__What the exercise asks__: Pull out every line from the listing that has the word "this".

__Extracted records__:
______________________________

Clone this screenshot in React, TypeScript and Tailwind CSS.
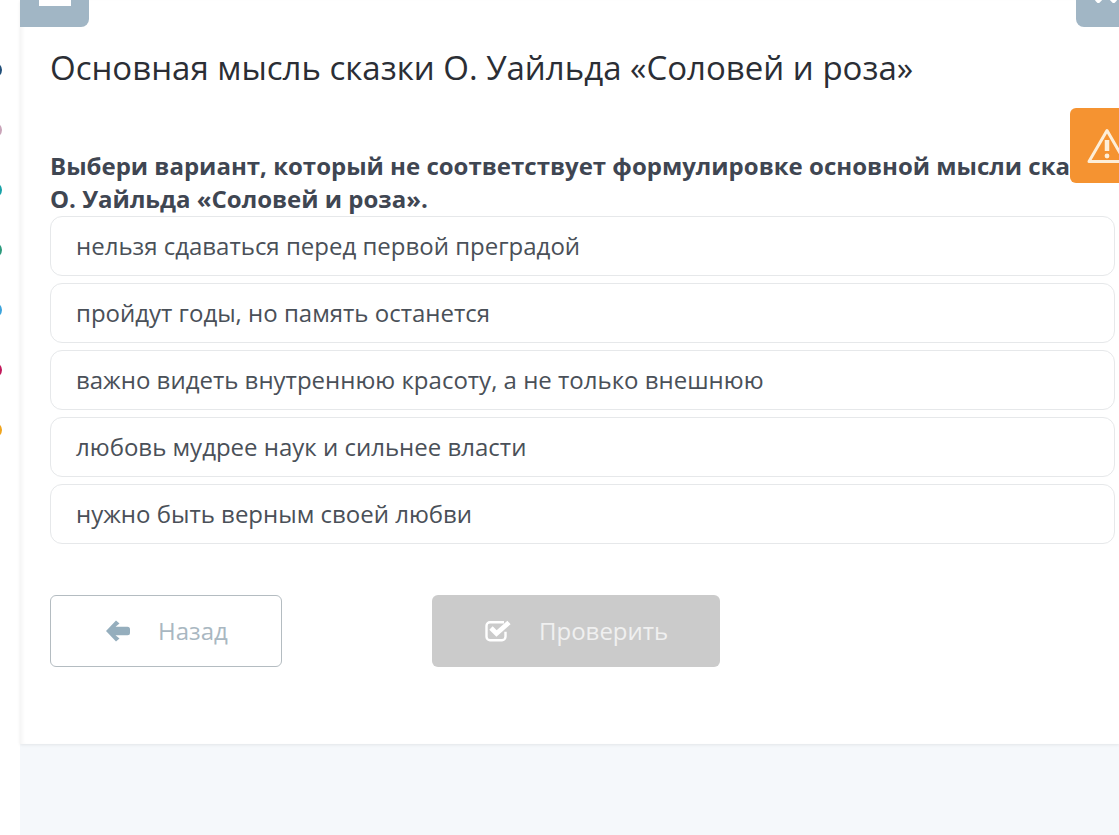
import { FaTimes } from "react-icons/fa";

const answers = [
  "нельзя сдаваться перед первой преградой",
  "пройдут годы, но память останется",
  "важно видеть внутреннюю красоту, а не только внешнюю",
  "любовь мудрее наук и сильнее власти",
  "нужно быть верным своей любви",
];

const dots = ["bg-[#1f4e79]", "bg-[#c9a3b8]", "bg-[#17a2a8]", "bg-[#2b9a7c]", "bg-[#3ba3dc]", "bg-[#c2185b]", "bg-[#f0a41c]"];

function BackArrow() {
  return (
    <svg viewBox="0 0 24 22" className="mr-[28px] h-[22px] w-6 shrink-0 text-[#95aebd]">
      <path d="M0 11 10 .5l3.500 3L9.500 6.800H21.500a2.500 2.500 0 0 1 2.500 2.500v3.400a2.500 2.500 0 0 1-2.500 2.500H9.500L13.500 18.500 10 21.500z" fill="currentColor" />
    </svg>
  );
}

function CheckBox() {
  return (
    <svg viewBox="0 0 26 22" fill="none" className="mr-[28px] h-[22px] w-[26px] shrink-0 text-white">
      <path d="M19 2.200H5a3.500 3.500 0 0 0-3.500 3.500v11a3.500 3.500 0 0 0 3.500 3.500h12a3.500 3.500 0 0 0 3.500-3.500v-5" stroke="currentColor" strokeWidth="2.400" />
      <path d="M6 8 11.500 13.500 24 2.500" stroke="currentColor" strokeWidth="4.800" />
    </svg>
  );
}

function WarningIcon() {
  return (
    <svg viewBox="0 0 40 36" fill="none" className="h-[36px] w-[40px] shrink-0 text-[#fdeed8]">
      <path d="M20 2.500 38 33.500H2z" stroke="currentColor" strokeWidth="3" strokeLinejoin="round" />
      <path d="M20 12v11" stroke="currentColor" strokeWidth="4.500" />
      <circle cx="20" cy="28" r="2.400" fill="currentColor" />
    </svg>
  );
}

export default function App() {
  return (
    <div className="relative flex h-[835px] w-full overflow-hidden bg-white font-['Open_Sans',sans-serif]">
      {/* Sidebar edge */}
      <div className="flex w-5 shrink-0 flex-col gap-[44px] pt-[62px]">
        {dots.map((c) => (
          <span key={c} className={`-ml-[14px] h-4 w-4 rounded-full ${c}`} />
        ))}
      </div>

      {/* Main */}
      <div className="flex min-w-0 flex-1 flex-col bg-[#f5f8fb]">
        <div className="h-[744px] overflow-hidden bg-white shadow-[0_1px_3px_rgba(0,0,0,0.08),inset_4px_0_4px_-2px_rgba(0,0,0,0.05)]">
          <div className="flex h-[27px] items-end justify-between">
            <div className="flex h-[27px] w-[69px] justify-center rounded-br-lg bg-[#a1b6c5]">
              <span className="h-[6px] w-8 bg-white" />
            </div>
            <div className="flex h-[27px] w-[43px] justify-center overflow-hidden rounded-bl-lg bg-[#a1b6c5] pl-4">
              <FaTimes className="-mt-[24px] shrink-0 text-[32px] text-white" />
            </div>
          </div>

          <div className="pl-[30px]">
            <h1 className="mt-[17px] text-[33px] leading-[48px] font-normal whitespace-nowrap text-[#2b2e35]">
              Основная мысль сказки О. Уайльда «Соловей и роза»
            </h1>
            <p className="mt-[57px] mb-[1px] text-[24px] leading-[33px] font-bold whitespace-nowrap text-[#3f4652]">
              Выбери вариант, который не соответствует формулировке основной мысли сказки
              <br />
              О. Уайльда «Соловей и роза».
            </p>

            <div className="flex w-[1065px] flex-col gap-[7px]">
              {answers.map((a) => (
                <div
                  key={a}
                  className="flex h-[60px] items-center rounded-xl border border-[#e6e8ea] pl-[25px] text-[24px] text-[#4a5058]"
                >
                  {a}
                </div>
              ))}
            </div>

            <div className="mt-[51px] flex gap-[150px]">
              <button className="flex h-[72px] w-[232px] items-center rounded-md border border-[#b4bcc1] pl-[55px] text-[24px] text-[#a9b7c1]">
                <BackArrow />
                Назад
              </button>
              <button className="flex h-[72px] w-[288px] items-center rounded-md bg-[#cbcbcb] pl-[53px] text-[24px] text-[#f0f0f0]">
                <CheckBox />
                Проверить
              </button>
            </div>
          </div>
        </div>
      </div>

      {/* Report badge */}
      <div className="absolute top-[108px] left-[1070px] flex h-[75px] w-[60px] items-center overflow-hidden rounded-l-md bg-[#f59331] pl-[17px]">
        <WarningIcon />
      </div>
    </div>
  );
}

______________________________

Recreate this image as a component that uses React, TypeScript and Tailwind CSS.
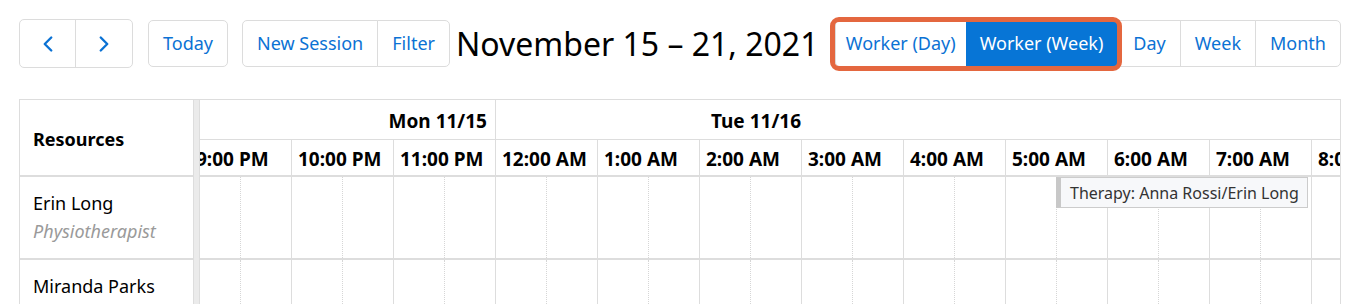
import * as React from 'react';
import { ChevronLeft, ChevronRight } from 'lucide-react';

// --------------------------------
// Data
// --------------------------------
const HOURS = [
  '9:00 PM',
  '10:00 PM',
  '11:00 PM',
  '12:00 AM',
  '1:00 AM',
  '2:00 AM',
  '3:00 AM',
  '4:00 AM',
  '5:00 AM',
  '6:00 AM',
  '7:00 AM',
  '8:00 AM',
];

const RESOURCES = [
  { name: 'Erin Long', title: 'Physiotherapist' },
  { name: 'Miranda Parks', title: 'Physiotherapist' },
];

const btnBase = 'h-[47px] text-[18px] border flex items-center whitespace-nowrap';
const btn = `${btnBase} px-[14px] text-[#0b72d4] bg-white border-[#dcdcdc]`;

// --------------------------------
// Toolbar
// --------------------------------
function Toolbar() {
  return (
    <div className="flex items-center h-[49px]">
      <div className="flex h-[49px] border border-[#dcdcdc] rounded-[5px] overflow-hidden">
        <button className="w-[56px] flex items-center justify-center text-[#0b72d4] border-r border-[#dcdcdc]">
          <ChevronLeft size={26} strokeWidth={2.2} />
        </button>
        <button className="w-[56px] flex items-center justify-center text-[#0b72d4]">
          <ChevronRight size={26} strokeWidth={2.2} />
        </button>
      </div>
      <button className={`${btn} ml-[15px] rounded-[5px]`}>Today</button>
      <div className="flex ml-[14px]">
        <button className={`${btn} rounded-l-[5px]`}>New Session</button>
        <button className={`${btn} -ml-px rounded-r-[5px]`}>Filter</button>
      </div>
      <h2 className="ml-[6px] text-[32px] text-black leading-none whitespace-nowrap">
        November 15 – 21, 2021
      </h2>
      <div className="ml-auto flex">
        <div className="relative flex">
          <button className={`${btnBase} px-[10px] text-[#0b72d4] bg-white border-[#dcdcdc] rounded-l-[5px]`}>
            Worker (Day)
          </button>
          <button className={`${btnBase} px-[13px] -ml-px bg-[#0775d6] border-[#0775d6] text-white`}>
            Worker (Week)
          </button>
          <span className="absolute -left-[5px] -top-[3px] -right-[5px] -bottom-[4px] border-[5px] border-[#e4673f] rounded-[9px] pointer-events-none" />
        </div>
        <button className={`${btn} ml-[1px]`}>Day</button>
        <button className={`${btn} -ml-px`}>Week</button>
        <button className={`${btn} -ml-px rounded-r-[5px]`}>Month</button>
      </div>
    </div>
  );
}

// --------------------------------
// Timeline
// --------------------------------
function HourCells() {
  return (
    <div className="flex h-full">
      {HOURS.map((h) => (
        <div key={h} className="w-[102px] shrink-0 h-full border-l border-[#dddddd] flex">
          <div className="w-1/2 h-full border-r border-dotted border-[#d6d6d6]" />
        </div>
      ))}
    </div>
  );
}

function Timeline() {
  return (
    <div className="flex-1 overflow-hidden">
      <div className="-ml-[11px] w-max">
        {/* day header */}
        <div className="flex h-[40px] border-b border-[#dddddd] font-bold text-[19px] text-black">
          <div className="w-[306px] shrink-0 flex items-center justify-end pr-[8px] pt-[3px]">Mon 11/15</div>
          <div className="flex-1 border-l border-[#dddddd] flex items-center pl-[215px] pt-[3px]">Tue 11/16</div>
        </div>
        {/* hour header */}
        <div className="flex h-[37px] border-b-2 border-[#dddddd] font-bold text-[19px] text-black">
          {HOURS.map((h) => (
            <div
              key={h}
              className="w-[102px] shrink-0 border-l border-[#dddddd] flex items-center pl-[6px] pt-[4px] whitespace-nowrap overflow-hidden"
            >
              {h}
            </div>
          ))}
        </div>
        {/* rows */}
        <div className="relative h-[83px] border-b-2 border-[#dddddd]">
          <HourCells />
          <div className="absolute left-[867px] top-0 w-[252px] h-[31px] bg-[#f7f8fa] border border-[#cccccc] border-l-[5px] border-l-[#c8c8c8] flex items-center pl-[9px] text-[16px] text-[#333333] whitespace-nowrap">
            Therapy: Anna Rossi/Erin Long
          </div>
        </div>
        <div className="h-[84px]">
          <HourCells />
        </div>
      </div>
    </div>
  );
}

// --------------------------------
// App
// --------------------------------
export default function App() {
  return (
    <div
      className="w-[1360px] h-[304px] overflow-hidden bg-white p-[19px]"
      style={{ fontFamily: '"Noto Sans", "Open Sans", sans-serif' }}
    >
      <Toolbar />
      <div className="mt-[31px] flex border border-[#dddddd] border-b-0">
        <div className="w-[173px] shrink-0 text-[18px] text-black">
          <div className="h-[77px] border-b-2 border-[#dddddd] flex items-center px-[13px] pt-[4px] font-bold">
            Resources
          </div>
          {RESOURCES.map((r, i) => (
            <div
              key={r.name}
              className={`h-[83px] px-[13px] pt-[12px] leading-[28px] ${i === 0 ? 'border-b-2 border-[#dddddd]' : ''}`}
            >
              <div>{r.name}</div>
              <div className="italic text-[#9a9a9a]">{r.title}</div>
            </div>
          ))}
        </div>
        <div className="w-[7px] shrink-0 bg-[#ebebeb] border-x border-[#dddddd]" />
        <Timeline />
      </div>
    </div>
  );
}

______________________________

__Response to the task__:
Clone this screenshot in React, TypeScript and Tailwind CSS.
Recreate this image as a component that uses React, TypeScript and Tailwind CSS.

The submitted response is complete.